§ Task to carry out
Show every line below where "styles" can be found.

================================

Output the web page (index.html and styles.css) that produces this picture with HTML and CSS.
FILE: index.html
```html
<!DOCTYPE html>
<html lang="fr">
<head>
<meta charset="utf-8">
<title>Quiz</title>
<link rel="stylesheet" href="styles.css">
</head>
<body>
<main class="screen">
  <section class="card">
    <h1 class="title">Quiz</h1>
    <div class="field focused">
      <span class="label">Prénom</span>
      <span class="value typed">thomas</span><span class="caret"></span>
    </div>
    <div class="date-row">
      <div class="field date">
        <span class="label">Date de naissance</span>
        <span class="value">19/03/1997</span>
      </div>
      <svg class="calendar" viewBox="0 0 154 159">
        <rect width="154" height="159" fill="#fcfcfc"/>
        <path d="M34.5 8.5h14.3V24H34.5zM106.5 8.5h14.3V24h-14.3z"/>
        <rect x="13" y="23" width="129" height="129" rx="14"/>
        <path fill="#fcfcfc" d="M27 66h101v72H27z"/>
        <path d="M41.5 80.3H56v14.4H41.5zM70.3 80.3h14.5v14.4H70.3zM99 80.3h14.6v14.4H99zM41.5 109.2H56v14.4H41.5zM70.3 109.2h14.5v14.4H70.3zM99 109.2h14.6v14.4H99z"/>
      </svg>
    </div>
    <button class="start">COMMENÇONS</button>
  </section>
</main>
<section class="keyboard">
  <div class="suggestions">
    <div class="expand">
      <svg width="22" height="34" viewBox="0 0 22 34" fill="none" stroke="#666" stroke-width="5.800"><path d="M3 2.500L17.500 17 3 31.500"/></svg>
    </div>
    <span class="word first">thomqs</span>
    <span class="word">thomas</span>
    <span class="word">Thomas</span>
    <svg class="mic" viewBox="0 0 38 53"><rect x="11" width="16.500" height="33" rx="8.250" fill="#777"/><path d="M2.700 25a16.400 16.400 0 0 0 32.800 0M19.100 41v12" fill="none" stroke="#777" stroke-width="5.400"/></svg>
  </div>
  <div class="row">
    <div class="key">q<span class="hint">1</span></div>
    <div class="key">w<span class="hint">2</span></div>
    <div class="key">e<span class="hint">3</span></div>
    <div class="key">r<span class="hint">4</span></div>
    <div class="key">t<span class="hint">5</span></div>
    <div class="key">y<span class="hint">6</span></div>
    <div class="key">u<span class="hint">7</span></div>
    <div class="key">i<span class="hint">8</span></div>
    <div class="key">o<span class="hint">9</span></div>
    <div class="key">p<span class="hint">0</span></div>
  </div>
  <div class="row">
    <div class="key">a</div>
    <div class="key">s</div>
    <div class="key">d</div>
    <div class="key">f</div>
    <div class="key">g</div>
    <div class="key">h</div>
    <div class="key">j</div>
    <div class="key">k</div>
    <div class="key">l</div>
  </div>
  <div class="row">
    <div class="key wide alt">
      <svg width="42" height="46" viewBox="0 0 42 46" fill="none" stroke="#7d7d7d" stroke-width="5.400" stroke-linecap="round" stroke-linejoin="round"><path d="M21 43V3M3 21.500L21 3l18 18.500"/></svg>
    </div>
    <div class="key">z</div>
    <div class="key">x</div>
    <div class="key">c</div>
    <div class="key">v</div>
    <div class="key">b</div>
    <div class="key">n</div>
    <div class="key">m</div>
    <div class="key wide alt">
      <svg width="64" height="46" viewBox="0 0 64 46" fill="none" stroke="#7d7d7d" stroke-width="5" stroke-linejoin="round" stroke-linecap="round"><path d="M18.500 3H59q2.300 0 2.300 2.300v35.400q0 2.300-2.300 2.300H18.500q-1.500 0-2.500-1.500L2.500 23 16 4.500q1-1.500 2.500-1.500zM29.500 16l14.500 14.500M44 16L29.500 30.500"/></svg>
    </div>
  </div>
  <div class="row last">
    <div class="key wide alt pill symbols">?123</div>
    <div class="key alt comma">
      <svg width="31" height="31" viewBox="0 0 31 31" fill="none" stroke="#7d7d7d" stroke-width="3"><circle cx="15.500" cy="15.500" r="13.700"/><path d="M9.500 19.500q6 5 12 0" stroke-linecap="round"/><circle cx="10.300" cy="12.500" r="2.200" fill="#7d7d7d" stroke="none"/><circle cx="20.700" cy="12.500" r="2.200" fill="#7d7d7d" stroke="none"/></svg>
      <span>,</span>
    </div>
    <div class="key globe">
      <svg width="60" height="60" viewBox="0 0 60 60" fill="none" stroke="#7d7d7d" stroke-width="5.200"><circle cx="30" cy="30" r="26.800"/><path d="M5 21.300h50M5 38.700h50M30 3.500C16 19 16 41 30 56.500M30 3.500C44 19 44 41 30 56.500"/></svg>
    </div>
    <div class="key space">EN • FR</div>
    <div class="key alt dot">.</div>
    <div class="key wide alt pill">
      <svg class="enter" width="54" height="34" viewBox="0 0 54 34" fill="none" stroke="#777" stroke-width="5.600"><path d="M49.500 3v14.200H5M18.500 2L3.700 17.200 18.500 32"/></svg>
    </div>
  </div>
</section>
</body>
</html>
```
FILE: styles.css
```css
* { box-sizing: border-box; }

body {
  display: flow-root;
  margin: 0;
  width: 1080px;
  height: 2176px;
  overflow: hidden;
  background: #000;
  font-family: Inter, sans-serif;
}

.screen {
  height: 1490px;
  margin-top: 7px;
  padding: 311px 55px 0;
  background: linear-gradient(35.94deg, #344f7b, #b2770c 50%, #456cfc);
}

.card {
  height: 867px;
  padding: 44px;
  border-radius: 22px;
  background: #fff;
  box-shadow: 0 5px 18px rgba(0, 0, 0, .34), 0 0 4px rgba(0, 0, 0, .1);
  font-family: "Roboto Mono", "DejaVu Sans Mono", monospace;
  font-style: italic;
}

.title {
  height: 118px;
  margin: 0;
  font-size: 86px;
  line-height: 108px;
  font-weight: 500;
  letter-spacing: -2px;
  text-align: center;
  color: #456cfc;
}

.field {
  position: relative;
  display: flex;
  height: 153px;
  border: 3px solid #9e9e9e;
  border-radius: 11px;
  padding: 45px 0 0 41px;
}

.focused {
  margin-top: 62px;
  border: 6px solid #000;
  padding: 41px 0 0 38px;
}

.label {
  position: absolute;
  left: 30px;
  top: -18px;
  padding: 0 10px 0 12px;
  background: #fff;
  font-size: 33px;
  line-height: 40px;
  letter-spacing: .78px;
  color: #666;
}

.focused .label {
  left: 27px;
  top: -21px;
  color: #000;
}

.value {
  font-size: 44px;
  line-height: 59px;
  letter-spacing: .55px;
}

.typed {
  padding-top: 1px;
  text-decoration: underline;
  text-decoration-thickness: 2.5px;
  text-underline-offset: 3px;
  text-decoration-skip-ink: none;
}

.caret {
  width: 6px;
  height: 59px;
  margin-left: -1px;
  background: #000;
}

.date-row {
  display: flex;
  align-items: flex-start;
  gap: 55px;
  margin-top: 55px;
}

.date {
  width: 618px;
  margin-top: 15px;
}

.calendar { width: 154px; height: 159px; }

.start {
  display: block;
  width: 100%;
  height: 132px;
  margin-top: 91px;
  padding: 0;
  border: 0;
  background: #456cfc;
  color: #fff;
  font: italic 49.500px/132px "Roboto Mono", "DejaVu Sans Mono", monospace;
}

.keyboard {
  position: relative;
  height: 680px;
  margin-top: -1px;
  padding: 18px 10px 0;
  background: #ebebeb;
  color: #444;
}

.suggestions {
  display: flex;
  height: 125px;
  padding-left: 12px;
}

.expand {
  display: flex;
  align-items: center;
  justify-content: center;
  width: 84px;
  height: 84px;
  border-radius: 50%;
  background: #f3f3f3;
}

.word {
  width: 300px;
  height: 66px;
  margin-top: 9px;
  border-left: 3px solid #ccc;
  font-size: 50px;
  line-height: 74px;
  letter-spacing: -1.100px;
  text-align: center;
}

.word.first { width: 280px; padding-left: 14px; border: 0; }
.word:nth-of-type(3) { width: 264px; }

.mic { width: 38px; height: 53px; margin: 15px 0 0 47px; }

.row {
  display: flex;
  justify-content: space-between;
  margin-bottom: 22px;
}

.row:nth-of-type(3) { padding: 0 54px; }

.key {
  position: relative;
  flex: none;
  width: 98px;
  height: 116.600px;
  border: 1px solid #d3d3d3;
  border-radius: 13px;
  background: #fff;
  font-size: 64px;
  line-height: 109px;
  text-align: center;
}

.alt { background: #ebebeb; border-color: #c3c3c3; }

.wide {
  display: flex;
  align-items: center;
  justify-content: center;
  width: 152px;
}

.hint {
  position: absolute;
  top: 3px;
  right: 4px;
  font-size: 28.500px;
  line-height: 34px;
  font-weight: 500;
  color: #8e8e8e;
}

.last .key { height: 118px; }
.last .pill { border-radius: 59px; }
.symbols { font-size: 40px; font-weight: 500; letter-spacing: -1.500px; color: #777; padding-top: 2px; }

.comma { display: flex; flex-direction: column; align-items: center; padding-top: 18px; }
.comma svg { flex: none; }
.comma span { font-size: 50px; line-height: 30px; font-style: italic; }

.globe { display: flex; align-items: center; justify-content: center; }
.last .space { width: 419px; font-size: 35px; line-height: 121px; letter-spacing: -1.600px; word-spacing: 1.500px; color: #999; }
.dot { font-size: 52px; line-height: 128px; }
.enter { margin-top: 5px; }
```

================================

§ Response to this exercise
Output the web page (index.html and styles.css) that produces this picture with HTML and CSS.
<link rel="stylesheet" href="styles.css">
FILE: styles.css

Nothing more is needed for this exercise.